John of Dumbleton (Latin Ioannes De Dumbleton; c. 1310 – c. 1349) was a member of the Dumbleton village community in Gloucestershire, a southwestern county in England. Although obscure, he is considered a significant English fourteenth-century philosopher for his contributions to logic, natural philosophy, and physics. Dumbleton’s masterwork is his Summa Logicae et Philosophiae Naturalis (Summary of Logic and Natural Philosophy), likely to have been composed just before the time of his death.

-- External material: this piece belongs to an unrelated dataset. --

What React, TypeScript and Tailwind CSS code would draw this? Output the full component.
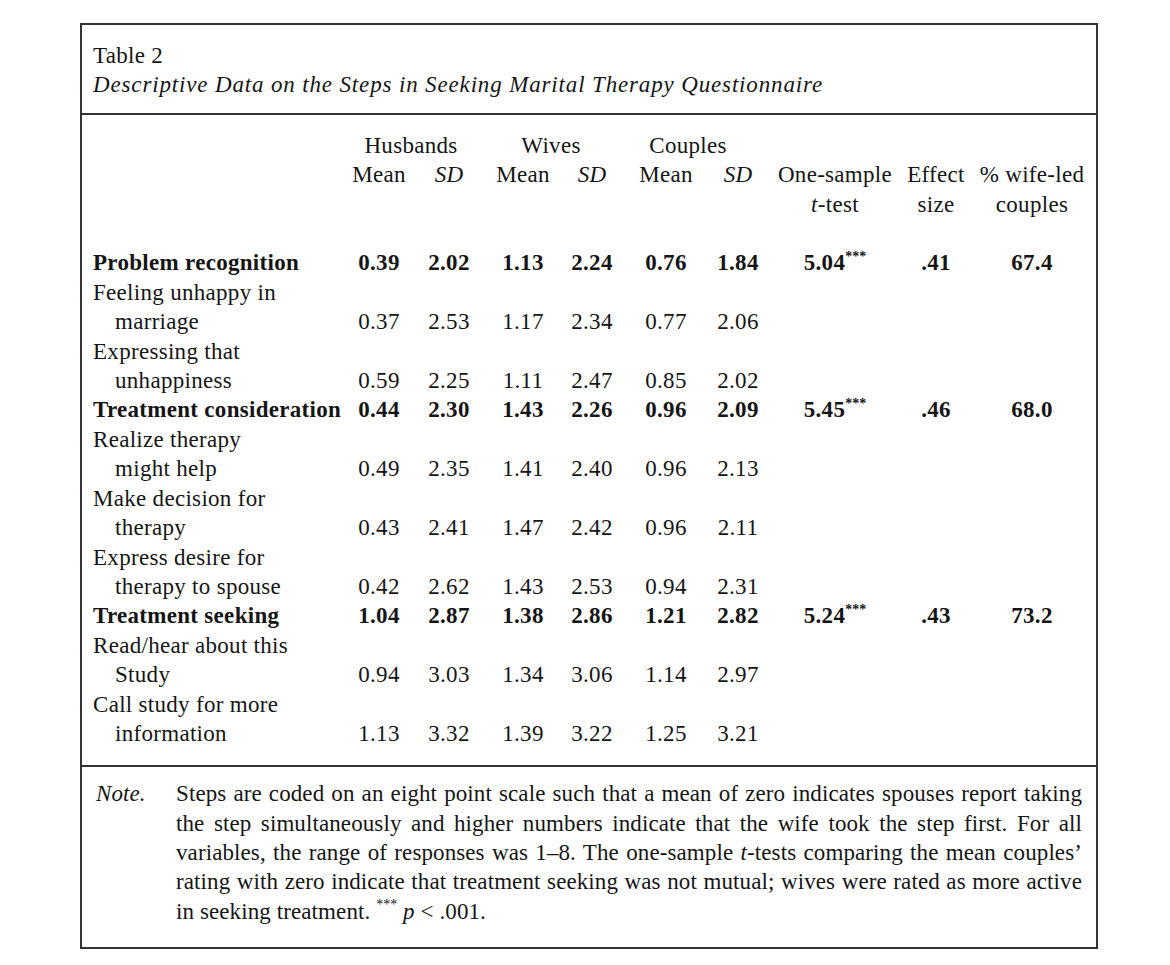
import React from "react";

type Row = {
  label: string[];
  bold?: boolean;
  v: string[];
  t?: string;
  e?: string;
  p?: string;
};

const rows: Row[] = [
  { label: ["Problem recognition"], bold: true, v: ["0.39", "2.02", "1.13", "2.24", "0.76", "1.84"], t: "5.04", e: ".41", p: "67.4" },
  { label: ["Feeling unhappy in", "marriage"], v: ["0.37", "2.53", "1.17", "2.34", "0.77", "2.06"] },
  { label: ["Expressing that", "unhappiness"], v: ["0.59", "2.25", "1.11", "2.47", "0.85", "2.02"] },
  { label: ["Treatment consideration"], bold: true, v: ["0.44", "2.30", "1.43", "2.26", "0.96", "2.09"], t: "5.45", e: ".46", p: "68.0" },
  { label: ["Realize therapy", "might help"], v: ["0.49", "2.35", "1.41", "2.40", "0.96", "2.13"] },
  { label: ["Make decision for", "therapy"], v: ["0.43", "2.41", "1.47", "2.42", "0.96", "2.11"] },
  { label: ["Express desire for", "therapy to spouse"], v: ["0.42", "2.62", "1.43", "2.53", "0.94", "2.31"] },
  { label: ["Treatment seeking"], bold: true, v: ["1.04", "2.87", "1.38", "2.86", "1.21", "2.82"], t: "5.24", e: ".43", p: "73.2" },
  { label: ["Read/hear about this", "Study"], v: ["0.94", "3.03", "1.34", "3.06", "1.14", "2.97"] },
  { label: ["Call study for more", "information"], v: ["1.13", "3.32", "1.39", "3.22", "1.25", "3.21"] },
];

const cols = "grid grid-cols-[251px_70px_70px_78px_60px_88px_56px_138px_64px_128px] leading-[29.4px]";

function Stars() {
  return <sup className="text-[14px] top-[-0.7em] font-bold tracking-normal">***</sup>;
}

function DataRows() {
  return (
    <>
      {rows.map((r, i) => {
        const last = r.label[r.label.length - 1];
        const first = r.label.length > 1 ? r.label[0] : null;
        const w = r.bold ? "font-bold" : "";
        return (
          <React.Fragment key={i}>
            {first && <div className="col-span-10">{first}</div>}
            <div className={`${w} ${first ? "pl-[22px]" : ""} whitespace-nowrap`}>{last}</div>
            {r.v.map((n, j) => (
              <div key={j} className={`${w} text-center`}>{n}</div>
            ))}
            <div className="font-bold text-center">
              {r.t && (
                <>
                  {r.t}
                  <Stars />
                </>
              )}
            </div>
            <div className="font-bold text-center">{r.e}</div>
            <div className="font-bold text-center">{r.p}</div>
          </React.Fragment>
        );
      })}
    </>
  );
}

export default function App() {
  return (
    <div className="min-h-screen bg-white pt-[23px] pl-[80px] font-['Liberation_Serif',serif] text-[23px] tracking-[0.3px] text-[#151515]">
      <div className="w-[1018px] border-2 border-[#333]">
        {/* Title */}
        <div className="border-b-2 border-[#333] pl-[11px] pt-[16px] pb-[13px] leading-[29.4px]">
          <div>Table 2</div>
          <div className="italic tracking-[0.85px]">Descriptive Data on the Steps in Seeking Marital Therapy Questionnaire</div>
        </div>

        {/* Body */}
        <div className="border-b-2 border-[#333] pl-[11px] pt-[16px] pb-[17px]">
          <div className={cols}>
            <div />
            <div className="col-span-2 text-center pr-[6px]">Husbands</div>
            <div className="col-span-2 text-center pr-[4px]">Wives</div>
            <div className="col-span-2 text-center pr-[12px]">Couples</div>
            <div className="col-span-3" />

            <div />
            <div className="text-center">Mean</div>
            <div className="text-center italic">SD</div>
            <div className="text-center">Mean</div>
            <div className="text-center italic">SD</div>
            <div className="text-center">Mean</div>
            <div className="text-center italic">SD</div>
            <div className="text-center">One-sample</div>
            <div className="text-center">Effect</div>
            <div className="text-center">% wife-led</div>

            <div className="col-span-7" />
            <div className="text-center">
              <span className="italic">t</span>-test
            </div>
            <div className="text-center">size</div>
            <div className="text-center">couples</div>

            <div className="col-span-10">&nbsp;</div>

            <DataRows />
          </div>
        </div>

        {/* Note */}
        <div className="flex pl-[14px] pt-[12px] pb-[21px] leading-[29.3px] tracking-[0.1px]">
          <div className="w-[80px] shrink-0 italic">Note.</div>
          <div className="w-[906px] text-justify whitespace-nowrap">
            <div className="[text-align-last:justify]">
              Steps are coded on an eight point scale such that a mean of zero indicates spouses report taking
            </div>
            <div className="[text-align-last:justify]">
              the step simultaneously and higher numbers indicate that the wife took the step first. For all
            </div>
            <div className="[text-align-last:justify]">
              variables, the range of responses was 1–8. The one-sample <span className="italic">t</span>-tests comparing the mean couples’
            </div>
            <div className="[text-align-last:justify]">
              rating with zero indicate that treatment seeking was not mutual; wives were rated as more active
            </div>
            <div>
              in seeking treatment. <sup className="text-[14px] top-[-0.7em] tracking-normal">***</sup> <span className="italic">p</span> &lt; .001.
            </div>
          </div>
        </div>
      </div>
    </div>
  );
}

John of Dumbleton is recorded to have become a fellow at Merton College, Oxford (ca. 1338–9) and to have studied with the likes of William Heytesbury, Thomas Bradwardine, and Richard Swineshead. These four medieval scholastics held a common bond in that their study interests were in a similar field, but the method of study which brought these fellows into the same sphere of learning was of a more esoteric bent than modern university methods. They were interested in mathematics and logical analysis for the purposes of natural philosophy, theology, and an a priori type of mathematical physics (not to be confused with modern, empirical, experimental physics). Thus, the physics postulations and conjectures made by Dumbleton and his Oxford contemporaries were primarily done without any application of physical experimentation. Dumbleton, along with the other three Merton philosophers, received the moniker 'Calculators' for their adherence to mathematics and logical disputation when solving philosophical and theological problems. After being named a fellow at The Queen's College, Oxford (1340) and making a return to Merton College (1344–45) Dumbleton is recorded to have studied theology in Paris (ca. 1345–47) for a brief period before returning to finish his studies at Merton College (1347–1348). The fact that no extant copy of Dumbleton's Summa Logicae et Philosophiae Naturalis is complete (nor edited) leads one to wonder if his death (ca. 1349) abruptly terminated the possibility of its completion.